Dans un premier temps, il s’est agi de montrer que dans la manière dont la théorie de la sécurisation de « l’école de Copenhague » est utilisée, il y a souvent une tendance à négliger le rôle de la profération de menaces dans les dynamiques de sécurisation. Cela a conduit à minorer les enjeux de coercition et de violence physique et à négliger l’analyse des dynamiques traversant le « secteur militaire ». En effet, deux éléments fortement liés distinguent le « secteur militaire » des autres « secteurs » de la sécurité : soit le rôle joué par la menace proférée (qu’on ne retrouve que très peu, voire pas du tout, dans les autres secteurs) ; soit le fait que la menace et la contre-menace utilisent les mêmes technologies et pratiques, ce qui implique que la profération de menaces (éventuellement par des pratiques de violence) et la protection/défense/contre-menace soient insécables.

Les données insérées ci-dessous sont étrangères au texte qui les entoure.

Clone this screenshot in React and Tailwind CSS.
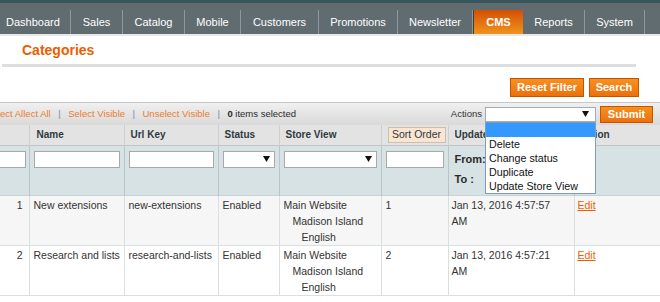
import React from 'react';

const navItems = [
  { label: 'Dashboard', w: 'w-[71px] justify-start pl-[6px] border-r' },
  { label: 'Sales', w: 'w-[52px] justify-center border-r' },
  { label: 'Catalog', w: 'w-[62px] justify-center border-r' },
  { label: 'Mobile', w: 'w-[56px] justify-center border-r' },
  { label: 'Customers', w: 'w-[78px] justify-center border-r' },
  { label: 'Promotions', w: 'w-[79px] justify-center border-r' },
  { label: 'Newsletter', w: 'w-[75px] justify-center border-r' },
  { label: 'CMS', w: 'w-[50px] justify-center', active: true },
  { label: 'Reports', w: 'w-[62px] justify-center border-r' },
  { label: 'System', w: 'w-[60px] justify-center border-r' },
];

const rows = [
  { id: 1, name: 'New extensions', key: 'new-extensions', sort: 1, date: 'Jan 13, 2016 4:57:57' },
  { id: 2, name: 'Research and lists', key: 'research-and-lists', sort: 2, date: 'Jan 13, 2016 4:57:21' },
];

const Arrow = () => (
  <svg width="7" height="6" viewBox="0 0 7 6" className="shrink-0">
    <path d="M0 0h7L3.5 6z" fill="#111" />
  </svg>
);

const FakeSelect = ({ className = '' }) => (
  <div className={`flex h-[17px] items-center justify-end border border-[#a9a9a9] bg-white pr-[4px] ${className}`}>
    <Arrow />
  </div>
);

const Sep = () => <span className="mx-[7.5px] text-[#6f8ea0]">|</span>;

const App = () => {
  return (
    <div className="relative h-[302px] w-[660px] overflow-hidden bg-white font-['Liberation_Sans',Arial,sans-serif]">
      {/* top nav */}
      <div className="h-[3px] bg-[#38555a]" />
      <div className="flex h-[31px] bg-[#616c71] pt-[7px]">
        {navItems.map((item) => (
          <div
            key={item.label}
            className={`flex h-[24px] items-center border-[#8e989c] text-[11px] text-white ${item.w} ${
              item.active
                ? 'bg-gradient-to-b from-[#d24e04] to-[#f1931c] font-bold border-l border-l-[#3d3d3d]'
                : ''
            }`}
          >
            {item.label}
          </div>
        ))}
      </div>
      <div className="h-[2px] bg-[#e8e8e8]" />

      {/* title */}
      <div className="flex h-[28px] items-center pl-[22px] text-[14px] font-bold text-[#eb5e00]">
        Categories
      </div>
      <div className="ml-[2px] h-[3px] w-[634px] bg-[#dedede]" />

      {/* filter buttons */}
      <div className="flex h-[35px] justify-end gap-[5px] pr-[21px] pt-[11px]">
        <button className="flex h-[19px] w-[74px] items-center justify-center border border-[#c65400] bg-gradient-to-b from-[#f5911f] to-[#ec700c] text-[11px] font-bold text-white">
          Reset Filter
        </button>
        <button className="flex h-[19px] w-[50px] items-center justify-center border border-[#c65400] bg-gradient-to-b from-[#f5911f] to-[#ec700c] text-[11px] font-bold text-white">
          Search
        </button>
      </div>

      {/* massaction toolbar */}
      <div className="flex h-[23px] items-center whitespace-nowrap border-t border-[#c8c8c8] bg-gradient-to-b from-[#f0f0f0] to-[#d9d9d9] text-[9.5px]">
        <div className="flex items-center text-[#ee7b2c]">
          <span>ect Allect All</span>
          <Sep />
          <span>Select Visible</span>
          <Sep />
          <span>Unselect Visible</span>
          <Sep />
          <span className="text-[#2b2b2b]">
            <b>0</b> items selected
          </span>
        </div>
        <div className="ml-auto flex items-center pr-[7px]">
          <span className="mr-[3px] text-[#333]">Actions</span>
          <div className="relative w-[111px]">
            <div className="flex h-[15px] items-center justify-end border border-[#a5acb2] bg-white pr-[6px]">
              <Arrow />
            </div>
            <div className="absolute left-0 top-full z-10 w-full border border-[#7f9db9] bg-white text-[10.7px] leading-[14px] text-[#111]">
              <div className="h-[14px] bg-[#3399ff]" />
              <div className="pl-[3px]">Delete</div>
              <div className="pl-[3px]">Change status</div>
              <div className="pl-[3px]">Duplicate</div>
              <div className="pl-[3px]">Update Store View</div>
            </div>
          </div>
          <button className="ml-[4px] flex h-[17px] w-[53px] items-center justify-center border border-[#c65400] bg-gradient-to-b from-[#f5911f] to-[#ec700c] text-[11px] font-bold text-white">
            Submit
          </button>
        </div>
      </div>

      {/* grid */}
      <table className="w-[660px] table-fixed border-collapse">
        <colgroup>
          <col className="w-[29px]" />
          <col className="w-[95px]" />
          <col className="w-[94px]" />
          <col className="w-[61px]" />
          <col className="w-[102px]" />
          <col className="w-[67px]" />
          <col className="w-[126px]" />
          <col className="w-[86px]" />
        </colgroup>
        <thead>
          <tr className="h-[20px] border-b border-[#c3c3c3] bg-[#e3e3e3] text-left text-[10px] font-bold text-[#2f3a3f]">
            <th className="border-r border-[#cfcfcf]" />
            <th className="border-r border-[#cfcfcf] px-[7px]">Name</th>
            <th className="border-r border-[#cfcfcf] px-[6px]">Url Key</th>
            <th className="border-r border-[#cfcfcf] px-[6px]">Status</th>
            <th className="border-r border-[#cfcfcf] px-[6px] whitespace-nowrap">Store View</th>
            <th className="border-r border-[#cfcfcf] p-0">
              <div className="ml-[6px] mr-[2px] flex h-[16px] items-center justify-center border border-[#cbbfb3] bg-[#f9e5d2] text-[10.5px] font-normal text-[#2f3a3f]">
                Sort Order
              </div>
            </th>
            <th className="border-r border-[#cfcfcf] px-[6px]">
              <div className="w-[31px] overflow-hidden whitespace-nowrap">Updated At</div>
            </th>
            <th className="px-[4px]">Action</th>
          </tr>
        </thead>
        <tbody>
          <tr className="h-[50px] border-b border-[#c9d2d4] bg-[#d7e2e5] align-top">
            <td className="border-r border-[#b9c5c8] p-0 pt-[5px]">
              <div className="overflow-hidden pr-[3px]">
                <div className="-ml-[2px] h-[17px] border border-[#a9a9a9] bg-white" />
              </div>
            </td>
            <td className="border-r border-[#b9c5c8] px-[4px] pt-[5px]">
              <div className="h-[17px] border border-[#a9a9a9] bg-white" />
            </td>
            <td className="border-r border-[#b9c5c8] px-[4px] pt-[5px]">
              <div className="h-[17px] border border-[#a9a9a9] bg-white" />
            </td>
            <td className="border-r border-[#b9c5c8] px-[4px] pt-[5px]">
              <FakeSelect />
            </td>
            <td className="border-r border-[#b9c5c8] px-[4px] pt-[5px]">
              <FakeSelect />
            </td>
            <td className="border-r border-[#b9c5c8] px-[4px] pt-[5px]">
              <div className="h-[17px] border border-[#a9a9a9] bg-white" />
            </td>
            <td className="border-r border-[#b9c5c8] px-[6px] pt-[5px]">
              <div className="flex flex-col gap-[3px] text-[11px] font-bold text-[#2b2b2b]">
                <div className="flex h-[17px] items-center gap-[4px]">
                  <span className="w-[32px]">From:</span>
                  <div className="h-[17px] w-[70px] border border-[#a9a9a9] bg-white" />
                </div>
                <div className="flex h-[17px] items-center gap-[4px]">
                  <span className="w-[32px]">To :</span>
                  <div className="h-[17px] w-[70px] border border-[#a9a9a9] bg-white" />
                </div>
              </div>
            </td>
            <td />
          </tr>
          {rows.map((r, i) => (
            <tr
              key={r.id}
              className={`border-b border-[#dadfe0] align-top text-[10.5px] leading-[16px] text-[#333] ${
                i === 0 ? 'bg-[#f6f6f6]' : 'bg-white'
              }`}
            >
              <td className="border-r border-[#dadfe0] pb-[2px] pr-[6px] pt-[1px] text-right">{r.id}</td>
              <td className="border-r border-[#dadfe0] px-[4px] pt-[1px] whitespace-nowrap">{r.name}</td>
              <td className="border-r border-[#dadfe0] px-[4px] pt-[1px] whitespace-nowrap">{r.key}</td>
              <td className="border-r border-[#dadfe0] px-[4px] pt-[1px]">Enabled</td>
              <td className="border-r border-[#dadfe0] px-[4px] pt-[1px] whitespace-nowrap">
                <div>Main Website</div>
                <div className="pl-[9px]">Madison Island</div>
                <div className="pl-[18px]">English</div>
              </td>
              <td className="border-r border-[#dadfe0] px-[4px] pt-[1px]">{r.sort}</td>
              <td className="border-r border-[#dadfe0] px-[3px] pt-[1px] whitespace-nowrap">
                {r.date}
                <br />
                AM
              </td>
              <td className="px-[3px] pt-[1px]">
                <span className="text-[#eb5e00] underline">Edit</span>
              </td>
            </tr>
          ))}
        </tbody>
      </table>
    </div>
  );
};

export default App;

Dans un deuxième temps, nous avons tenté de mettre en évidence tout l’intérêt qu’il y aurait à combiner une approche en termes de désignation socialement validée d’une menace et une approche en termes de profération socialement crédibilisée de cette menace, notamment dans l’analyse des processus sécuritaires qui traversent les conflits violents. Cela permettrait en effet de montrer comment la menace et la violence physique sont tendanciellement coproduites dans la relation conflictuelle. A condition de tenir compte de ces éléments, il nous semble qu’un débat fructueux et mutuellement bénéfique pourrait être noué entre théorie de la sécurisation d’une part, sociologie des conflits et sociologie historique, d’autre part.